I acknowledge that this court’s precedent has strayed from the requirements of Rule
404(b). E.g., Fells v. State, 362 Ark. 77, 207 S.W.3d 498 (2005) (affirming admission of
testimony under Rule 404(b) based on similarities between the crime charged and the
alleged prior rape as evidence of Fells’s intent, motive, or plan). However, a majority of this
court has seen fit to overrule precedent in other cases to correct perceived errors. For
instance, in Moore v. Moore, 2016 Ark. 105, 486 S.W.3d 766, this court overruled nearly
thirty years of precedent regarding a circuit court’s ability to divide, as marital property, the
increase in value of a nonmarital asset (the husband’s business) during the marriage. This
court wrote, “The legal analysis behind Layman [v. Layman, 292 Ark. 539, 731 S.W.2d 771
(1987)] and its progeny, regarding the judicially created “active appreciation doctrine”
contains a palpable error, and it is patently wrong to the extent we now must overrule it in
order to return to the statute’s plain language.” Moore, 2016 Ark. 105, at 9, 486 S.W.3d at
772. See also In re Guardianship of W.L., 2015 Ark. 289, at 9, 467 S.W.3d 129, 134 (“[O]ur
judicially created, two-step tests are ineffective to protect a fit parent’s fundamental rights
and are divorced from the statutory text. The best path is to abandon the tests and bring
termination-of-guardianship cases in line with the statute.”).

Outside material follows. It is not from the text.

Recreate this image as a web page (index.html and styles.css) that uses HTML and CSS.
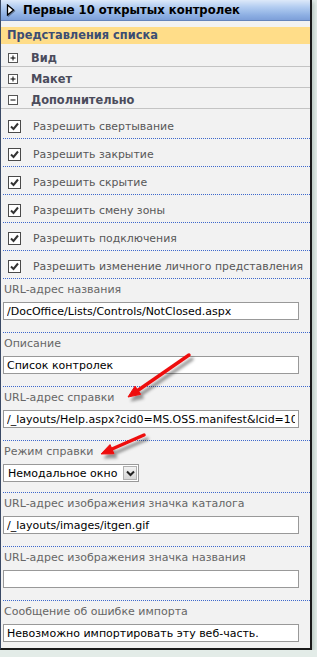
FILE: index.html
```html
<!DOCTYPE html>
<html lang="ru">
<head>
  <meta charset="UTF-8" />
  <title>Свойства веб-части</title>
  <link rel="stylesheet" href="styles.css">
</head>
<body>

  <div class="panel">
    <div class="title">
      <svg class="title-icon" width="9" height="12" viewBox="0 0 9 12">
        <polygon points="1.5,1 7.5,6 1.5,11" fill="#fff" stroke="#000" stroke-width="1.3" />
      </svg>
      Первые 10 открытых контролек
    </div>

    <div class="section">Представления списка</div>

    <div class="groups">
      <div class="group">
        <svg class="toggle" width="10" height="10" viewBox="0 0 10 10">
          <rect x="0.5" y="0.5" width="9" height="9" fill="#fff" stroke="#555" />
          <path d="M2.5 5H7.5M5 2.5V7.5" stroke="#000" />
        </svg>
        Вид
      </div>
      <div class="group">
        <svg class="toggle" width="10" height="10" viewBox="0 0 10 10">
          <rect x="0.5" y="0.5" width="9" height="9" fill="#fff" stroke="#555" />
          <path d="M2.5 5H7.5M5 2.5V7.5" stroke="#000" />
        </svg>
        Макет
      </div>
      <div class="group">
        <svg class="toggle" width="10" height="10" viewBox="0 0 10 10">
          <rect x="0.5" y="0.5" width="9" height="9" fill="#fff" stroke="#555" />
          <path d="M2.5 5H7.5" stroke="#000" />
        </svg>
        Дополнительно
      </div>
    </div>

    <div class="options">
      <div class="opt"><span class="check"><svg width="11" height="11" viewBox="0 0 11 11"><path d="M2 5.5L4.5 8L9 2.5" fill="none" stroke="#333" stroke-width="2" /></svg></span>Разрешить свертывание</div>
      <div class="opt"><span class="check"><svg width="11" height="11" viewBox="0 0 11 11"><path d="M2 5.5L4.5 8L9 2.5" fill="none" stroke="#333" stroke-width="2" /></svg></span>Разрешить закрытие</div>
      <div class="opt"><span class="check"><svg width="11" height="11" viewBox="0 0 11 11"><path d="M2 5.5L4.5 8L9 2.5" fill="none" stroke="#333" stroke-width="2" /></svg></span>Разрешить скрытие</div>
      <div class="opt"><span class="check"><svg width="11" height="11" viewBox="0 0 11 11"><path d="M2 5.5L4.5 8L9 2.5" fill="none" stroke="#333" stroke-width="2" /></svg></span>Разрешить смену зоны</div>
      <div class="opt"><span class="check"><svg width="11" height="11" viewBox="0 0 11 11"><path d="M2 5.5L4.5 8L9 2.5" fill="none" stroke="#333" stroke-width="2" /></svg></span>Разрешить подключения</div>
      <div class="opt"><span class="check"><svg width="11" height="11" viewBox="0 0 11 11"><path d="M2 5.5L4.5 8L9 2.5" fill="none" stroke="#333" stroke-width="2" /></svg></span>Разрешить изменение личного представления</div>
    </div>

    <div class="fields">
      <div class="field">
        <div class="label">URL-адрес названия</div>
        <input class="text" type="text" value="/DocOffice/Lists/Controls/NotClosed.aspx" />
      </div>
      <div class="field">
        <div class="label">Описание</div>
        <input class="text" type="text" value="Список контролек" />
      </div>
      <div class="field">
        <div class="label">URL-адрес справки</div>
        <input class="text" type="text" value="/_layouts/Help.aspx?cid0=MS.OSS.manifest&amp;lcid=1049" />
      </div>
      <div class="field field-select">
        <div class="label">Режим справки</div>
        <div class="select">
          <select class="mode">
            <option>Немодальное окно</option>
          </select>
          <span class="select-btn">
            <svg width="9" height="7" viewBox="0 0 9 7"><path d="M1 1.5L4.5 5L8 1.5" fill="none" stroke="#222" stroke-width="2" /></svg>
          </span>
        </div>
      </div>
      <div class="field">
        <div class="label">URL-адрес изображения значка каталога</div>
        <input class="text" type="text" value="/_layouts/images/itgen.gif" />
      </div>
      <div class="field">
        <div class="label">URL-адрес изображения значка названия</div>
        <input class="text" type="text" value="" />
      </div>
      <div class="field field-last">
        <div class="label">Сообщение об ошибке импорта</div>
        <input class="text" type="text" value="Невозможно импортировать эту веб-часть." />
      </div>
    </div>

    <!-- красные стрелки поверх формы -->
    <svg class="arrows" width="310" height="650" viewBox="0 0 310 650">
      <defs>
        <filter id="shadow" x="-20%" y="-20%" width="150%" height="160%">
          <feDropShadow dx="3" dy="4" stdDeviation="1.6" flood-color="#000" flood-opacity="0.4" />
        </filter>
      </defs>
      <g filter="url(#shadow)" fill="#ee1111" stroke="#ee1111">
        <line x1="188" y1="355" x2="136" y2="391" stroke-width="3.5" stroke-linecap="round" />
        <polygon points="127,397 139.7,394.3 134,386.1" stroke-width="1" stroke-linejoin="round" />
        <line x1="143" y1="435" x2="111" y2="449" stroke-width="3.5" stroke-linecap="round" />
        <polygon points="100,454 113,453.7 109,444.6" stroke-width="1" stroke-linejoin="round" />
      </g>
    </svg>
  </div>

</body>
</html>
```

FILE: styles.css
```css
body {
    margin: 0;
    background-color: #e3ece8;
    font-family: Verdana, "DejaVu Sans", sans-serif;
    font-size: 11px;
}
.panel {
    position: relative;
    width: 309px;
    background: #f2f2f2;
    border-left: 1px solid #3a4a66;
    border-right: 2px solid #1a1a1a;
    border-bottom: 2px solid #1a1a1a;
    box-shadow: 2px 2px 4px rgba(60, 90, 80, 0.25);
}
.title {
    display: flex;
    align-items: center;
    gap: 8px;
    height: 20px;
    padding-left: 5px;
    background: linear-gradient(to bottom, #dde9f9 0%, #b3cdf1 35%, #8eb0e3 75%, #7d9fd9 100%);
    border-bottom: 1px solid #6584bb;
    font-weight: bold;
    font-size: 11.6px;
    color: #000;
}
.title-icon {
    filter: drop-shadow(1px 1px 0 rgba(0,0,0,0.35));
}
.section {
    margin-top: 6px;
    height: 17px;
    line-height: 17px;
    padding-left: 6px;
    background: #ffdd89;
    font-weight: bold;
    font-size: 11.4px;
    color: #3c4d73;
}
.groups {
    margin-top: 2px;
}
.group {
    display: flex;
    align-items: center;
    gap: 13px;
    height: 16px;
    padding: 4px 0 0 7px;
    border-bottom: 1px solid #c4c4c4;
    font-weight: bold;
    font-size: 11.4px;
    color: #4b4c5c;
}
.options {
    margin-left: 2px;
    padding-top: 2px;
}
.opt {
    display: flex;
    align-items: center;
    gap: 12px;
    height: 23px;
    padding: 4px 0 0 5px;
    border-bottom: 1px dotted #3d68cc;
    color: #575757;
    font-size: 10.9px;
}
.check {
    display: flex;
    align-items: center;
    justify-content: center;
    width: 11px;
    height: 11px;
    background: #fff;
    border: 1px solid #4a4a4a;
}
.fields {
    margin-left: 2px;
}
.field {
    padding: 3px 0 12px;
    border-bottom: 1px dotted #3d68cc;
}
.field-select {
    padding-bottom: 10px;
}
.field-last {
    padding-bottom: 6px;
    border-bottom: none;
}
.label {
    height: 15px;
    line-height: 15px;
    margin-bottom: 5px;
    padding-left: 1px;
    color: #666;
}
.text {
    display: block;
    box-sizing: border-box;
    width: 296px;
    height: 18px;
    margin: 0;
    padding: 0 3px;
    border: 1px solid #999;
    background: #fff;
    font-family: Verdana, "DejaVu Sans", sans-serif;
    font-size: 11px;
    color: #000;
    outline: none;
}
.select {
    display: flex;
    box-sizing: border-box;
    width: 136px;
    height: 18px;
    border: 1px solid #999;
    background: #fff;
}
.mode {
    flex: 1;
    appearance: none;
    margin: 0;
    padding: 0 0 0 4px;
    border: none;
    background: transparent;
    font-family: Verdana, "DejaVu Sans", sans-serif;
    font-size: 11px;
    color: #000;
    outline: none;
}
.select-btn {
    display: flex;
    align-items: center;
    justify-content: center;
    width: 14px;
    margin: 1px;
    background: linear-gradient(to bottom, #f2f2f2, #d6d6d6);
    border: 1px solid #b0b0b0;
    box-sizing: border-box;
}
.arrows {
    position: absolute;
    left: 0;
    top: 0;
    pointer-events: none;
}
```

In sum, under the facts of this case, the evidence of a prior bad act was exactly the
type of propensity evidence that Rule 404(b) was designed to exclude. Its relevance was to
show that it was more likely that Fowlkes had committed the charged crime; it served only
9 to show the jury that Fowlkes is a bad person who acted in conformity with his bad character
in the present case. There was no independent relevance offered by the State or described
by the majority. Finally, even if Ruth’s testimony had been admissible under Rule 404(b),
its probative value was substantially outweighed by the danger of unfair prejudice. See Ark.
R. Evid. 403.
Because I would follow the plain language of Rule 404(b), I dissent.
HART, J., joins.
William D. Shelton, Jr., for appellant.
Leslie Rutledge, Att’y Gen., by: Christopher R. Warthen, Ass’t Att’y Gen., for appellee.